字幕列表 影片播放
I have committed my career to education
so it may surprise you to know that I've always been a bad student.
I started off OK.
In elementary school
I was the kind of kid who would hurry to get his homework done,
in those gaps before recess and on the way home, on the bus,
so that I could consolidate my time
to spend on the kinds of things that I wanted to do.
In middle school, I was the kid who would get in trouble for drawing
when I was supposed to be paying attention.
And I was starting to discover that I didn't always agree
with the ideas that the teacher had for my time and energy.
In high school, I would be sitting in the back row of the class
reading a novel when the teacher was lecturing.
When I went to class at all.
Often I would skip class.
I wasn't a hopeless case,
I might go to the library and learn about things I was interested in.
I might just go to the river, near my school,
and read, or draw, or write stories.
Just so my kids understand
because I know they're going to watch this:
not paying attention in school comes at a price.
When it came time for me to enter my senior year,
I found that I didn't have enough credits to graduate.
Thankfully, my parents had the idea to convince the school
to let me take independent study courses from the university
to make up the credits.
This was the early '90s and the height of technology
was audio cassettes and paper based assignments.
But I discovered that the media didn't really matter.

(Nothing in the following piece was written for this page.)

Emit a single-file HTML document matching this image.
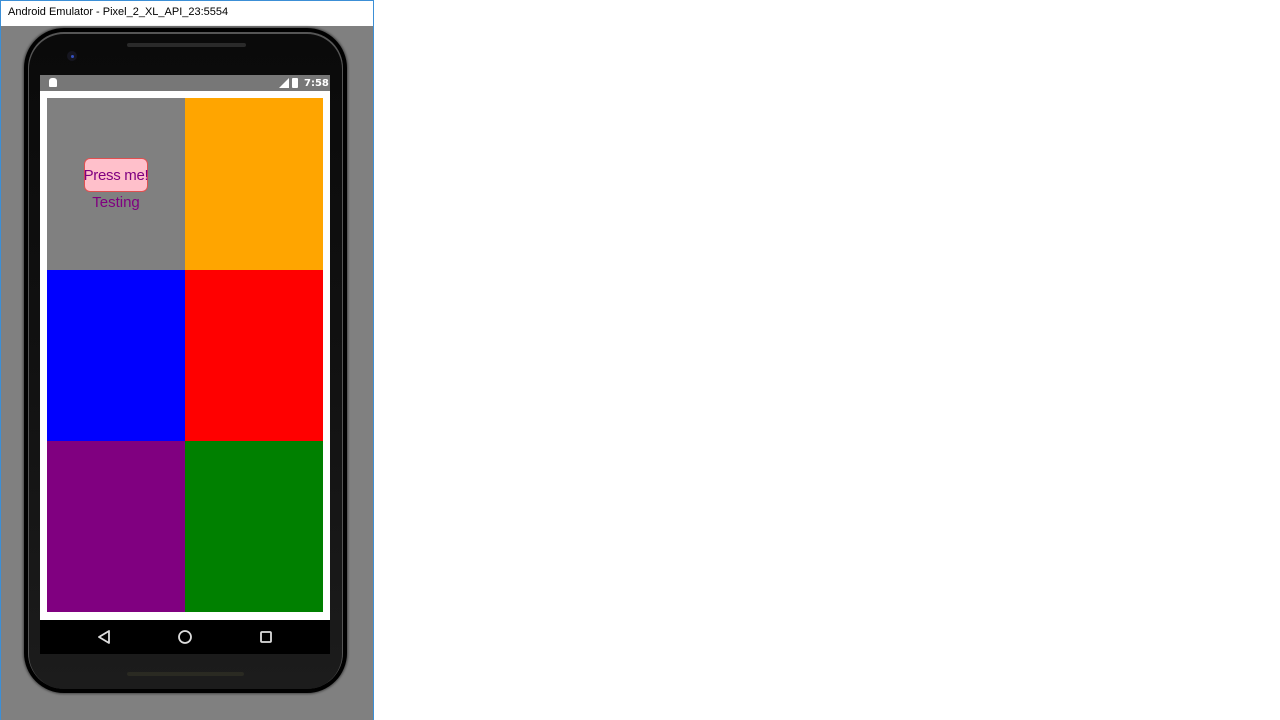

Because I was able to learn at my own pace and at my own place,
I could outpace the high school calendar
and learning actually became more enjoyable,
and I actually did a better job at it too.
Yay, I made it.
I went on to college and about the time I entered in college,
there was this thing called the World Wide Web,
and I had been so compelled and impressed
by that independent study experience that I immediately latched on the idea
that this Internet can help us learn differently.
And I was right.
Up until that time, I'd really thought about online education
in terms of giving you access to all these great resources
anytime, anyplace,
and also for adding that flexibility of time and space.
I didn't really think about the human interaction part of it
until one semester, an English literature professor said:
"We are going yo use this thing called the online bulletin board for discussions,
that are going to go on outside of class, in between our regular sessions.
I know, online discussions are like old hat.
This is one of the earliest forms of online education.
You are going to have to bear with me a little bit
as I walk through why these are an important way to illustrate
the flexibility of online tools for teaching.
Let's start by thinking about the traditional face to face class.
You are a teacher, and you have your class in front of you.
You may ask them a question.
As soon as you ask that question, the clock starts ticking,
and it's a race with all the students in the class
to see who can come up with an answer and quickly raise their hand.
You are going to call on maybe one or two of them,
whoever you may notice.
And then they are going to have a chance
to articulate their answer orally, in front of their peers,
with what limited knowledge and resources are available to them
at that time and space.
You don't have time to call on everybody,
which is probably just as well
because not everybody is ready to respond, and not everybody wants to respond.
Let's compare that to the online discussion.
In an online discussion, you might post a question on Monday,
and give students until the following Monday
to make their responses.
So now students are not racing against the clock.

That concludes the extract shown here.